US broker trade body the Securities Industry and Financial Markets Association (SIFMA) will work with BCG on the study, providing access to the firm to market participants and subject matter experts. BCG will interview or survey a cross-section of specialists, including technology and operations staff, at around 200 firms throughout the securities industry, DTCC says.



The 18-week study is expected to be completed in mid-September.



“It’s clear that certain risks and costs are prolonged by the time between the execution of a trade and its related settlement,” said Michael Bodson, DTCC’s president and CEO-elect. “Compressing that timeframe should reduce those costs and risks. To determine how the industry might be able to shorten the time frame, shrink the related costs and risks and determine other benefits and impacts is the purpose of this business case study.”



The value of all U.S. equity, corporate and municipal bond and UIT trades, which are settled on T+3, averaged nearly $450 billion per day in 2011. National Securities Clearing Corporation (NSCC), a subsidiary of DTCC, functions as the central counterparty to both sides of these securities transactions in the US market.



The settlement cycle was reduced from T+5 to the current T+3 in 1995 following enhancements in automation.



Industry bodies in the US twice looked at reducing the cycle since then – once in 2000 by the Securities Industry Association (SIA, the predecessor to SIFMA) and again in 2004 by the Securities and Exchange Commission – but both times it was decided that the industry was not yet automated enough for a shorter cycle.

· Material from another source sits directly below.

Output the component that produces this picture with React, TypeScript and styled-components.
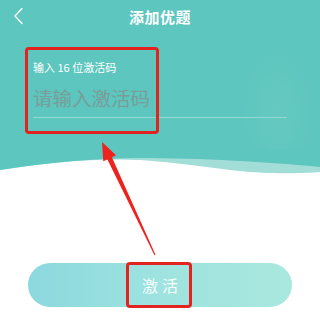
import styled, { createGlobalStyle } from 'styled-components'

const GlobalStyle = createGlobalStyle`
  html, body {
    margin: 0;
    padding: 0;
    background: #ffffff;
  }
  body {
    font-family: "Noto Sans", "Noto Sans CJK SC", sans-serif;
  }
`;

const Page = styled.div`
  position: relative;
  width: 320px;
  height: 316px;
  overflow: hidden;
  background: #ffffff;
`;

const Header = styled.div`
  height: 150px;
  background:
    radial-gradient(ellipse 40px 70px at 278px 112px, rgba(255, 255, 255, 0.05), rgba(255, 255, 255, 0) 100%),
    #5dc6be;
  display: flex;
  flex-direction: column;
`;

const NavBar = styled.div`
  height: 32px;
  display: flex;
  align-items: center;
  justify-content: center;
  position: relative;
`;

const BackButton = styled.button`
  position: absolute;
  left: 8px;
  top: 5px;
  width: 20px;
  height: 22px;
  padding: 0;
  border: none;
  background: none;
  display: flex;
  align-items: center;
  justify-content: center;
`;

const Title = styled.h1`
  margin: 0;
  font-family: "Noto Sans CJK SC", sans-serif;
  font-size: 15px;
  font-weight: 600;
  color: #ffffff;
  letter-spacing: 0.5px;
`;

const Form = styled.div`
  margin-top: 27px;
  padding: 0 33px;
  display: flex;
  flex-direction: column;
`;

const Label = styled.label`
  font-family: "Noto Sans CJK SC", sans-serif;
  font-size: 11px;
  line-height: 16px;
  color: #ffffff;
  height: 16px;
`;

const CodeInput = styled.input`
  margin-top: 10px;
  width: 254px;
  height: 26px;
  padding: 0 0 6px 0;
  border: none;
  border-bottom: 1px solid #93d9d3;
  background: transparent;
  font-family: "Noto Sans CJK SC", sans-serif;
  font-size: 19.5px;
  font-weight: 400;
  line-height: 26px;
  color: #ffffff;
  outline: none;
  box-sizing: content-box;

  &::placeholder {
    color: #789d9a;
    opacity: 1;
  }
`;

const Wave = styled.svg`
  display: block;
  width: 320px;
  height: 30px;
`;

const Body = styled.div`
  padding: 83px 28px 0;
`;

const ActivateButton = styled.button`
  width: 264px;
  height: 44px;
  border: none;
  border-radius: 22px;
  background: linear-gradient(90deg, #8cd8de 0%, #9ee3df 50%, #a9e8de 100%);
  color: rgba(255, 255, 255, 0.95);
  font-family: "Noto Sans CJK SC", sans-serif;
  font-size: 16px;
  letter-spacing: 4px;
  text-indent: 4px;
  padding: 0;
`;

const Highlight = styled.div<{ $x: number; $y: number; $w: number; $h: number }>`
  position: absolute;
  left: ${p => p.$x}px;
  top: ${p => p.$y}px;
  width: ${p => p.$w}px;
  height: ${p => p.$h}px;
  border: 3px solid #e3231f;
  border-radius: 4px;
  box-sizing: border-box;
  pointer-events: none;
`;

const ArrowLayer = styled.svg`
  position: absolute;
  left: 0;
  top: 0;
  width: 320px;
  height: 316px;
  pointer-events: none;
`;

const App = () => {
  return (
    <>
      <GlobalStyle />
      <Page>
        <Header>
          <NavBar>
            <BackButton aria-label="back">
              <svg width="16" height="20" viewBox="0 0 16 20">
                <path d="M12 2.5 L5 10 L12 17.5" fill="none" stroke="#ffffff" strokeWidth="1.4" strokeLinecap="round" strokeLinejoin="round" />
              </svg>
            </BackButton>
            <Title>添加优题</Title>
          </NavBar>
          <Form>
            <Label>输入 16 位激活码</Label>
            <CodeInput placeholder="请输入激活码" />
          </Form>
        </Header>
        <Wave viewBox="0 0 320 30" preserveAspectRatio="none">
          <path d="M0,20 C50,12 100,8 140,10 C190,13 230,22 270,23 C295,23.5 310,23 320,22 L320,0 L0,0 Z" fill="#a2ddd8" />
          <path d="M0,20 C50,12 100,8 140,8 C200,8 270,12 320,17 L320,0 L0,0 Z" fill="#5dc6be" />
        </Wave>
        <Body>
          <ActivateButton>激活</ActivateButton>
        </Body>

        <Highlight $x={25} $y={47} $w={134} $h={87} />
        <Highlight $x={126} $y={262} $w={66} $h={46} />
        <ArrowLayer viewBox="0 0 320 316">
          <polygon
            points="102,142 116,155.3 111.9,157.2 155.5,254.8 154.5,255.2 107.4,159.4 103.3,161.3"
            fill="#ef231d"
          />
        </ArrowLayer>
      </Page>
    </>
  )
}

export default App;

DTCC says interest in a shorter cycle picked up after a European Commission group reported in February 2011 a need for a harmonised cycle in the EU. In the European Commission’s draft central securities depository legislation released in March, the body called for a harmonised settlement cycle across Europe of T+2. Most European markets settle on T+3, with the biggest exception being Germany, which settles on T+2. Settlement cycles vary in other markets and regions around the world.



DTCC says it does not favor any particular outcome, whether keeping T+3 or shortening the cycle, but instead will collaborate with BCG and SIFMA to gauge the industry’s opinion on a switch.